Supplied data
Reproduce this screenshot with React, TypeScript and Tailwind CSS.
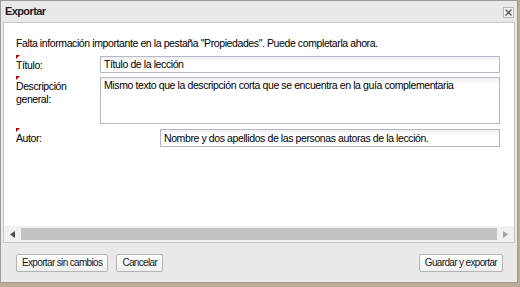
import React from "react";

const font = { fontFamily: '"Liberation Sans", Arial, sans-serif' };

function Marker() {
  return (
    <span className="absolute left-0 top-[-1px] w-0 h-0 border-t-[4px] border-t-[#c00000] border-r-[4px] border-r-transparent" />
  );
}

const btn =
  "h-[18px] px-[5px] border border-[#b4b4b4] rounded-[2px] bg-gradient-to-b from-white to-[#efefef] text-[10px] tracking-[-0.65px] leading-none text-[#222]";

export default function App() {
  return (
    <div
      className="w-[520px] h-[287px] bg-[#b9ad98] relative overflow-hidden text-[10.5px] tracking-[-0.4px] text-black"
      style={font}
    >
      <div className="w-[518px] h-[283px] border border-[#9a9a9a] bg-[#e9e9e9] flex flex-col">
        {/* title bar */}
        <div className="h-[21px] flex items-center justify-between pl-[4px] pr-[3px] shrink-0">
          <span className="font-bold text-[#222] text-[11px] tracking-[-0.6px] leading-none">Exportar</span>
          <div className="w-[11px] h-[11px] border border-[#b8b8b8] bg-[#f4f4f4] flex items-center justify-center mt-[2px]">
            <svg width="7" height="7" viewBox="0 0 7 7">
              <path d="M0.5 0.5 L6.5 6.5 M6.5 0.5 L0.5 6.5" stroke="#555" strokeWidth="1.3" />
            </svg>
          </div>
        </div>
        {/* content panel */}
        <div className="mx-[2px] h-[221px] border border-[#c6c6c6] bg-white flex flex-col shrink-0">
          <div className="flex-1 pl-[12px] pr-[14px] pt-[14px]">
            <div className="h-[13px] leading-[13px]">
              Falta información importante en la pestaña "Propiedades". Puede completarla ahora.
            </div>
            <div className="mt-[6px] flex items-start">
              <div className="relative w-[84px] pt-[2px] leading-[13px]">
                <Marker />
                <span className="block pt-[1px]">Título:</span>
              </div>
              <div className="flex-1 h-[17px] border border-[#b5b8c8] bg-gradient-to-b from-[#efefef] to-white to-[40%] px-[3px] leading-[15px]">
                Título de la lección
              </div>
            </div>
            <div className="mt-[4px] flex items-start">
              <div className="relative w-[84px] pt-[2px] leading-[13px]">
                <Marker />
                <span className="block pt-[1px]">
                  Descripción
                  <br />
                  general:
                </span>
              </div>
              <div className="flex-1 h-[47px] border border-[#b5b8c8] bg-gradient-to-b from-[#efefef] to-white to-[15%] px-[3px] pt-[1px] leading-[13px]">
                Mismo texto que la descripción corta que se encuentra en la guía complementaria
              </div>
            </div>
            <div className="mt-[5px] flex items-start">
              <div className="relative w-[144px] pt-[2px] leading-[13px]">
                <Marker />
                <span className="block pt-[1px]">Autor:</span>
              </div>
              <div className="flex-1 h-[18px] border border-[#b5b8c8] bg-gradient-to-b from-[#efefef] to-white to-[40%] px-[3px] leading-[16px]">
                Nombre y dos apellidos de las personas autoras de la lección.
              </div>
            </div>
          </div>
          {/* horizontal scrollbar */}
          <div className="h-[16px] bg-[#f1f1f1] flex items-center shrink-0">
            <div className="w-[17px] flex items-center justify-center">
              <svg width="5" height="7" viewBox="0 0 5 7">
                <path d="M5 0 L0 3.5 L5 7 Z" fill="#505050" />
              </svg>
            </div>
            <div className="flex-1 h-[12px] bg-[#c1c1c1]" />
            <div className="w-[17px] flex items-center justify-center">
              <svg width="5" height="7" viewBox="0 0 5 7">
                <path d="M0 0 L5 3.5 L0 7 Z" fill="#a3a3a3" />
              </svg>
            </div>
          </div>
        </div>
        {/* footer */}
        <div className="flex-1 flex items-center justify-between pl-[15px] pr-[14px] pt-[1px]">
          <div className="flex gap-[8px]">
            <button className={btn}>Exportar sin cambios</button>
            <button className={btn}>Cancelar</button>
          </div>
          <button className={btn}>Guardar y exportar</button>
        </div>
      </div>
    </div>
  );
}
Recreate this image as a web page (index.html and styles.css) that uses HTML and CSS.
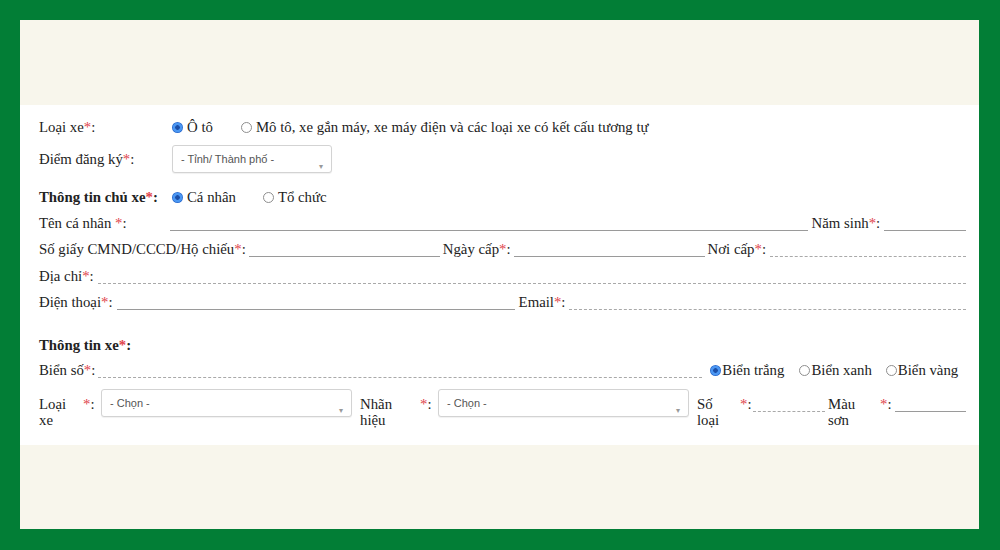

Short task
All the records above need to be given again word for word. Skip the pictures.

Answer to this exercise
Reproduce this screenshot with React, TypeScript and Tailwind CSS.
import React from "react";

const font = { fontFamily: '"Liberation Sans", Arial, sans-serif' };

function Marker() {
  return (
    <span className="absolute left-0 top-[-1px] w-0 h-0 border-t-[4px] border-t-[#c00000] border-r-[4px] border-r-transparent" />
  );
}

const btn =
  "h-[18px] px-[5px] border border-[#b4b4b4] rounded-[2px] bg-gradient-to-b from-white to-[#efefef] text-[10px] tracking-[-0.65px] leading-none text-[#222]";

export default function App() {
  return (
    <div
      className="w-[520px] h-[287px] bg-[#b9ad98] relative overflow-hidden text-[10.5px] tracking-[-0.4px] text-black"
      style={font}
    >
      <div className="w-[518px] h-[283px] border border-[#9a9a9a] bg-[#e9e9e9] flex flex-col">
        {/* title bar */}
        <div className="h-[21px] flex items-center justify-between pl-[4px] pr-[3px] shrink-0">
          <span className="font-bold text-[#222] text-[11px] tracking-[-0.6px] leading-none">Exportar</span>
          <div className="w-[11px] h-[11px] border border-[#b8b8b8] bg-[#f4f4f4] flex items-center justify-center mt-[2px]">
            <svg width="7" height="7" viewBox="0 0 7 7">
              <path d="M0.5 0.5 L6.5 6.5 M6.5 0.5 L0.5 6.5" stroke="#555" strokeWidth="1.3" />
            </svg>
          </div>
        </div>
        {/* content panel */}
        <div className="mx-[2px] h-[221px] border border-[#c6c6c6] bg-white flex flex-col shrink-0">
          <div className="flex-1 pl-[12px] pr-[14px] pt-[14px]">
            <div className="h-[13px] leading-[13px]">
              Falta información importante en la pestaña "Propiedades". Puede completarla ahora.
            </div>
            <div className="mt-[6px] flex items-start">
              <div className="relative w-[84px] pt-[2px] leading-[13px]">
                <Marker />
                <span className="block pt-[1px]">Título:</span>
              </div>
              <div className="flex-1 h-[17px] border border-[#b5b8c8] bg-gradient-to-b from-[#efefef] to-white to-[40%] px-[3px] leading-[15px]">
                Título de la lección
              </div>
            </div>
            <div className="mt-[4px] flex items-start">
              <div className="relative w-[84px] pt-[2px] leading-[13px]">
                <Marker />
                <span className="block pt-[1px]">
                  Descripción
                  <br />
                  general:
                </span>
              </div>
              <div className="flex-1 h-[47px] border border-[#b5b8c8] bg-gradient-to-b from-[#efefef] to-white to-[15%] px-[3px] pt-[1px] leading-[13px]">
                Mismo texto que la descripción corta que se encuentra en la guía complementaria
              </div>
            </div>
            <div className="mt-[5px] flex items-start">
              <div className="relative w-[144px] pt-[2px] leading-[13px]">
                <Marker />
                <span className="block pt-[1px]">Autor:</span>
              </div>
              <div className="flex-1 h-[18px] border border-[#b5b8c8] bg-gradient-to-b from-[#efefef] to-white to-[40%] px-[3px] leading-[16px]">
                Nombre y dos apellidos de las personas autoras de la lección.
              </div>
            </div>
          </div>
          {/* horizontal scrollbar */}
          <div className="h-[16px] bg-[#f1f1f1] flex items-center shrink-0">
            <div className="w-[17px] flex items-center justify-center">
              <svg width="5" height="7" viewBox="0 0 5 7">
                <path d="M5 0 L0 3.5 L5 7 Z" fill="#505050" />
              </svg>
            </div>
            <div className="flex-1 h-[12px] bg-[#c1c1c1]" />
            <div className="w-[17px] flex items-center justify-center">
              <svg width="5" height="7" viewBox="0 0 5 7">
                <path d="M0 0 L5 3.5 L0 7 Z" fill="#a3a3a3" />
              </svg>
            </div>
          </div>
        </div>
        {/* footer */}
        <div className="flex-1 flex items-center justify-between pl-[15px] pr-[14px] pt-[1px]">
          <div className="flex gap-[8px]">
            <button className={btn}>Exportar sin cambios</button>
            <button className={btn}>Cancelar</button>
          </div>
          <button className={btn}>Guardar y exportar</button>
        </div>
      </div>
    </div>
  );
}
Recreate this image as a web page (index.html and styles.css) that uses HTML and CSS.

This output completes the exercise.